SOURCE MATERIAL
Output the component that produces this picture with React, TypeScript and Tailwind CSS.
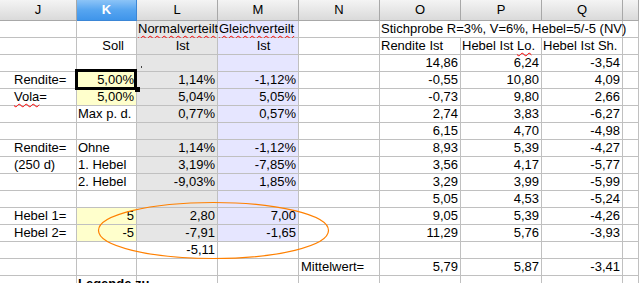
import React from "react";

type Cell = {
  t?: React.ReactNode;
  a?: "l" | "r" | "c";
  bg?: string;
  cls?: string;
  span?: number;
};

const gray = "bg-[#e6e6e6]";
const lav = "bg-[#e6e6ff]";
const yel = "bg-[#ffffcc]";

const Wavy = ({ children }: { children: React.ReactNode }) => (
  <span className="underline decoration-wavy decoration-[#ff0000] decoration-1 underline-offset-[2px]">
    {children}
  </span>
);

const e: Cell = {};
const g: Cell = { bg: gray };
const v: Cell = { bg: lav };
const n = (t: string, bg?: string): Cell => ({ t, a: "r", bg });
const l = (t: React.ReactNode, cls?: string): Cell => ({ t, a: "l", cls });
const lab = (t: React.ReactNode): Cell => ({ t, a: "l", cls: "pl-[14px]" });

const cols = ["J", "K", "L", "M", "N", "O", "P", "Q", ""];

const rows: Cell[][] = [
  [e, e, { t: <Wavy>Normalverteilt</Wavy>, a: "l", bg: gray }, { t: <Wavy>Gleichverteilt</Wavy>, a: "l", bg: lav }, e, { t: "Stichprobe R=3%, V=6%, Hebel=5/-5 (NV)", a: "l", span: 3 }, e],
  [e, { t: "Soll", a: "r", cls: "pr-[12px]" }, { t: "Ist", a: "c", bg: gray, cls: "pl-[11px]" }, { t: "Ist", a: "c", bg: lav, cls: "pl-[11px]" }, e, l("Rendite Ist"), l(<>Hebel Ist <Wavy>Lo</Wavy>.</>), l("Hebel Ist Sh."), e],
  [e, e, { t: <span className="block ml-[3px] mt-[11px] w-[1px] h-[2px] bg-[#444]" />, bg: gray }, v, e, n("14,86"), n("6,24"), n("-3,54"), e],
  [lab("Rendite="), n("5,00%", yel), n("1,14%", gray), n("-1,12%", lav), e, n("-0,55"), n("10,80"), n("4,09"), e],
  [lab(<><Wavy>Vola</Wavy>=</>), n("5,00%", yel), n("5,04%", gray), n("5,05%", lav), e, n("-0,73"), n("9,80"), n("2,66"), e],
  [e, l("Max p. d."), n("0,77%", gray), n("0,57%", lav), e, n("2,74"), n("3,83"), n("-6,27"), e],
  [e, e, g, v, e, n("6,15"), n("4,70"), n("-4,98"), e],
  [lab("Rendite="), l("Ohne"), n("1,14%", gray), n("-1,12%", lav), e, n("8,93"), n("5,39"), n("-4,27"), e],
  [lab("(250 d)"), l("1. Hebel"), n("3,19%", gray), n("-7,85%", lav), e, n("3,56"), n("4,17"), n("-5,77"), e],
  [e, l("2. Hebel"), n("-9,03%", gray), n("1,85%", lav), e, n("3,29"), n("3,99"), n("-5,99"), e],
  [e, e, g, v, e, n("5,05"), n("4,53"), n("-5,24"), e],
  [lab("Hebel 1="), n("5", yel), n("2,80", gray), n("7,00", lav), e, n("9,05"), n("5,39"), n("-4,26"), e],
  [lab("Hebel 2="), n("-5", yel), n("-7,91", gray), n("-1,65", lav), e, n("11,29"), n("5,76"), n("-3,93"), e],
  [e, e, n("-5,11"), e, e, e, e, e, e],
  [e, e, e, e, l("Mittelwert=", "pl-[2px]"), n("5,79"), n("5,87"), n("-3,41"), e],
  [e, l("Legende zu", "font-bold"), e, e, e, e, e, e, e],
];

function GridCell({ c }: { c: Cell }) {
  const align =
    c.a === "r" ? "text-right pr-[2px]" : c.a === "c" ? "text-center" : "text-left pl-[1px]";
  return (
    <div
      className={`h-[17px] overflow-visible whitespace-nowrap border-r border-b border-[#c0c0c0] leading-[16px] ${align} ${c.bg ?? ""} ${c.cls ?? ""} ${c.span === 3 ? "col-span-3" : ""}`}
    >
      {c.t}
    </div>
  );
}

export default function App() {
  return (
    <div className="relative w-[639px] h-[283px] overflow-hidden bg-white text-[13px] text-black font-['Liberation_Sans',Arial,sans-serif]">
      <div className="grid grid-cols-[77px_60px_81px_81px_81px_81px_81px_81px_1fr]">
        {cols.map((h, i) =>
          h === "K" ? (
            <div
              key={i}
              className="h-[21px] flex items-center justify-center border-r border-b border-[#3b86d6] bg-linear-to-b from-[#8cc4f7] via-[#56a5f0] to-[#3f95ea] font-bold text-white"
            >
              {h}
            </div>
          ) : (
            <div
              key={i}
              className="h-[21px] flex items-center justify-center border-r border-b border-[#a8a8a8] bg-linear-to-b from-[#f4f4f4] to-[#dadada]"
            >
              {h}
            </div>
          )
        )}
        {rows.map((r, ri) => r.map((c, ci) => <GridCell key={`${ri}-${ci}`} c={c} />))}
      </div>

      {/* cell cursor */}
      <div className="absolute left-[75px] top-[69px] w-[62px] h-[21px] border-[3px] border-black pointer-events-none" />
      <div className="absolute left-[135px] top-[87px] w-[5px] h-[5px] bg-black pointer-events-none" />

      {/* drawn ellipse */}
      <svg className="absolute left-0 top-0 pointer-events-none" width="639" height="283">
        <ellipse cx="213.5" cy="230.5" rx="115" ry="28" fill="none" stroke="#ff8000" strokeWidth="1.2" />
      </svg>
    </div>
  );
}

TASK DESCRIPTION
Write out the whole listing exactly, and drop the pictures.

FULL SOLUTION
Output the component that produces this picture with React, TypeScript and Tailwind CSS.
import React from "react";

type Cell = {
  t?: React.ReactNode;
  a?: "l" | "r" | "c";
  bg?: string;
  cls?: string;
  span?: number;
};

const gray = "bg-[#e6e6e6]";
const lav = "bg-[#e6e6ff]";
const yel = "bg-[#ffffcc]";

const Wavy = ({ children }: { children: React.ReactNode }) => (
  <span className="underline decoration-wavy decoration-[#ff0000] decoration-1 underline-offset-[2px]">
    {children}
  </span>
);

const e: Cell = {};
const g: Cell = { bg: gray };
const v: Cell = { bg: lav };
const n = (t: string, bg?: string): Cell => ({ t, a: "r", bg });
const l = (t: React.ReactNode, cls?: string): Cell => ({ t, a: "l", cls });
const lab = (t: React.ReactNode): Cell => ({ t, a: "l", cls: "pl-[14px]" });

const cols = ["J", "K", "L", "M", "N", "O", "P", "Q", ""];

const rows: Cell[][] = [
  [e, e, { t: <Wavy>Normalverteilt</Wavy>, a: "l", bg: gray }, { t: <Wavy>Gleichverteilt</Wavy>, a: "l", bg: lav }, e, { t: "Stichprobe R=3%, V=6%, Hebel=5/-5 (NV)", a: "l", span: 3 }, e],
  [e, { t: "Soll", a: "r", cls: "pr-[12px]" }, { t: "Ist", a: "c", bg: gray, cls: "pl-[11px]" }, { t: "Ist", a: "c", bg: lav, cls: "pl-[11px]" }, e, l("Rendite Ist"), l(<>Hebel Ist <Wavy>Lo</Wavy>.</>), l("Hebel Ist Sh."), e],
  [e, e, { t: <span className="block ml-[3px] mt-[11px] w-[1px] h-[2px] bg-[#444]" />, bg: gray }, v, e, n("14,86"), n("6,24"), n("-3,54"), e],
  [lab("Rendite="), n("5,00%", yel), n("1,14%", gray), n("-1,12%", lav), e, n("-0,55"), n("10,80"), n("4,09"), e],
  [lab(<><Wavy>Vola</Wavy>=</>), n("5,00%", yel), n("5,04%", gray), n("5,05%", lav), e, n("-0,73"), n("9,80"), n("2,66"), e],
  [e, l("Max p. d."), n("0,77%", gray), n("0,57%", lav), e, n("2,74"), n("3,83"), n("-6,27"), e],
  [e, e, g, v, e, n("6,15"), n("4,70"), n("-4,98"), e],
  [lab("Rendite="), l("Ohne"), n("1,14%", gray), n("-1,12%", lav), e, n("8,93"), n("5,39"), n("-4,27"), e],
  [lab("(250 d)"), l("1. Hebel"), n("3,19%", gray), n("-7,85%", lav), e, n("3,56"), n("4,17"), n("-5,77"), e],
  [e, l("2. Hebel"), n("-9,03%", gray), n("1,85%", lav), e, n("3,29"), n("3,99"), n("-5,99"), e],
  [e, e, g, v, e, n("5,05"), n("4,53"), n("-5,24"), e],
  [lab("Hebel 1="), n("5", yel), n("2,80", gray), n("7,00", lav), e, n("9,05"), n("5,39"), n("-4,26"), e],
  [lab("Hebel 2="), n("-5", yel), n("-7,91", gray), n("-1,65", lav), e, n("11,29"), n("5,76"), n("-3,93"), e],
  [e, e, n("-5,11"), e, e, e, e, e, e],
  [e, e, e, e, l("Mittelwert=", "pl-[2px]"), n("5,79"), n("5,87"), n("-3,41"), e],
  [e, l("Legende zu", "font-bold"), e, e, e, e, e, e, e],
];

function GridCell({ c }: { c: Cell }) {
  const align =
    c.a === "r" ? "text-right pr-[2px]" : c.a === "c" ? "text-center" : "text-left pl-[1px]";
  return (
    <div
      className={`h-[17px] overflow-visible whitespace-nowrap border-r border-b border-[#c0c0c0] leading-[16px] ${align} ${c.bg ?? ""} ${c.cls ?? ""} ${c.span === 3 ? "col-span-3" : ""}`}
    >
      {c.t}
    </div>
  );
}

export default function App() {
  return (
    <div className="relative w-[639px] h-[283px] overflow-hidden bg-white text-[13px] text-black font-['Liberation_Sans',Arial,sans-serif]">
      <div className="grid grid-cols-[77px_60px_81px_81px_81px_81px_81px_81px_1fr]">
        {cols.map((h, i) =>
          h === "K" ? (
            <div
              key={i}
              className="h-[21px] flex items-center justify-center border-r border-b border-[#3b86d6] bg-linear-to-b from-[#8cc4f7] via-[#56a5f0] to-[#3f95ea] font-bold text-white"
            >
              {h}
            </div>
          ) : (
            <div
              key={i}
              className="h-[21px] flex items-center justify-center border-r border-b border-[#a8a8a8] bg-linear-to-b from-[#f4f4f4] to-[#dadada]"
            >
              {h}
            </div>
          )
        )}
        {rows.map((r, ri) => r.map((c, ci) => <GridCell key={`${ri}-${ci}`} c={c} />))}
      </div>

      {/* cell cursor */}
      <div className="absolute left-[75px] top-[69px] w-[62px] h-[21px] border-[3px] border-black pointer-events-none" />
      <div className="absolute left-[135px] top-[87px] w-[5px] h-[5px] bg-black pointer-events-none" />

      {/* drawn ellipse */}
      <svg className="absolute left-0 top-0 pointer-events-none" width="639" height="283">
        <ellipse cx="213.5" cy="230.5" rx="115" ry="28" fill="none" stroke="#ff8000" strokeWidth="1.2" />
      </svg>
    </div>
  );
}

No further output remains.